Die durch den Fall der Mauer ausgelöste, weiter gefasste Wiedervereinigung Europas hat die
Kräfteverhältnisse innerhalb der EU verschoben. Der Schwerpunkt der Union hat sich weiter nach Osten verlagert. Das deutsch-französische Führungstandem ist nicht mehr so wichtig, der deutsch-französische Anspruch auf Führung wird offen in Frage gestellt.
Die Krise, in der die EU nach gescheiterter Verfassung und geplatzten Haushaltsberatungen jetzt steckt, verschärft das Dilemma. Die Verfassung, das letzte große gemeinsame politische Projekt, durch das die europäischen Staatsmänner sich profilieren wollten und das vor allem vom deutschen Außenminister gefördert wurde, ist abhanden gekommen. Die EU sucht nach einer neuen Führungsstruktur, die auch das größte Mitgliedsland, das wiedervereinigte Deutschland, nicht bieten kann.
Reformunlust und leere Kassen
In den letzten Jahren hat sich das Land für die Beobachter in Brüssel vom Mustereuropäer eher zu einem Bremser entwickelt, der wie Frankreich und Großbritannien oft auf nationale Interessen pocht.
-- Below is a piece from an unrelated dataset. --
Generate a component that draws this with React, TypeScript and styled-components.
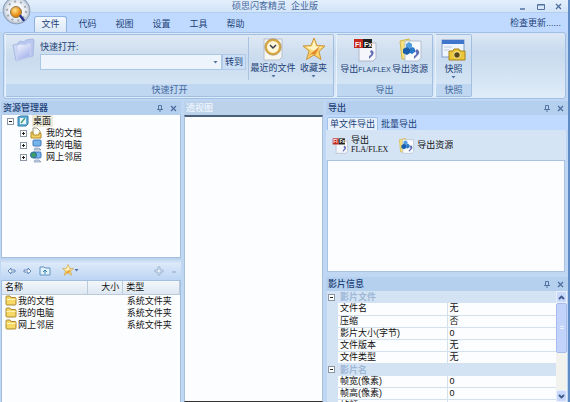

So konzentriert sich die relativ schwache EU-Kommission in Brüssel derzeit darauf, die gemeinsame Wirtschaftspolitik unter dem Siegel "Lissabon-Prozess" wieder flott zu machen. Doch angesichts der unsicheren politischen Zukunft in Deutschland, der wachsenden Haushaltslöcher und der Reformunlust der Deutschen sieht es da wohl eher düster aus.
Bedenklich finden viele EU-Beamte und Europaabgeordnete, dass sich in Deutschland eine Europa-Unlust breit macht. Die werde, so kritisiert etwa der Vorsitzende des Auswärtigen Ausschusses, Elmar Brok (CDU), durch die Bundesregierung noch geschürt. Sie profiliere sich gerne im Inland durch den vermeintlich heroischen Kampf gegen die angeblichen Überregulierer in Brüssel. Diese Verbrüderung von Stammtisch und nationalen Regierungen in Bezug auf Brüssel ist aber nicht nur in Deutschland, sondern in vielen Mitgliedsstaaten zu beobachten. Das führt regelmäßig zu niedriger Wahlbeteiligung bei den Europawahlen und einem Erstarken der europafeindlichen Kräfte.